For more information read our paper “Starvation in End-to-End Congestion Control” which was presented at SIGCOMM 2022.
Venkat Arun is a PhD student at MIT’s Computer Science and Artificial Intelligence Lab (CSAIL) with an interest in using formal methods to understand the performance of networks.
Mohammad Alizadeh and Hari Balakrishnan contributed to this work.
The views expressed by the authors of this blog are their own and do not necessarily reflect the views of APNIC. Please note a Code of Conduct applies to this blog.
Thx for calling out fair queuing. I long ago concluded (without rigorous proof) that delay based transports worked best in a FQ’d environment.
The fq+codel/pie/cake algorithms take classic fair queuing a step further by an incentive structure that essentially garuntees a flow with an arrival rate lower than the departure rate of all the other flows, would see *zero* queuing aside from jitter induced effects elsewhere.
We call this “flow queuing”:
See: https://ieeexplore.ieee.org/document/8469111
for more details.
As effective as this mechanism already is, I keep hoping that the packet pacing folk (another key idea) will stop sending packets back to back but fully spread out, OR take advantage of microscopic differences in service time when packets are back to back or not, to tune their behaviors.

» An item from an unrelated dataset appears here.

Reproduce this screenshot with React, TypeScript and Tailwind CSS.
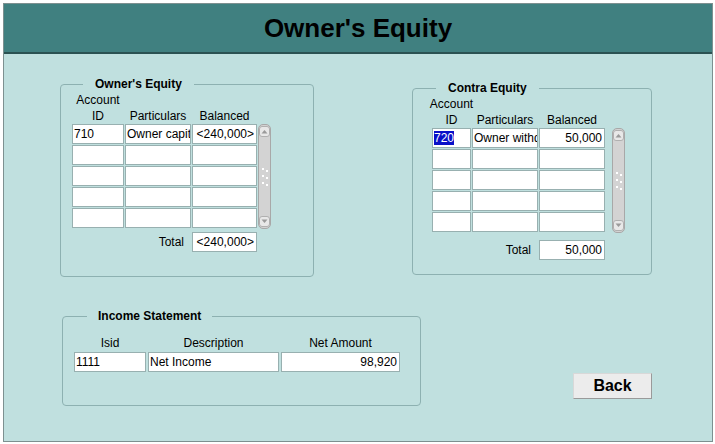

Also, delay and jitter, in a modern DC chock full of overlays, is really enormous. Here are some recent results from a DC I have under tests. The different CC’s and AQMs I used were irrelevant compared to the underlying infrastructure’s whims. https://lqos.taht.net/p2p-tests/
“For the purposes of this blog post, it suffices to know that when there is some jitter (of any kind) in the delays experienced by packets, BBR will maintain a queuing delay that is equal to the propagation delay. ” Could you please explain on this?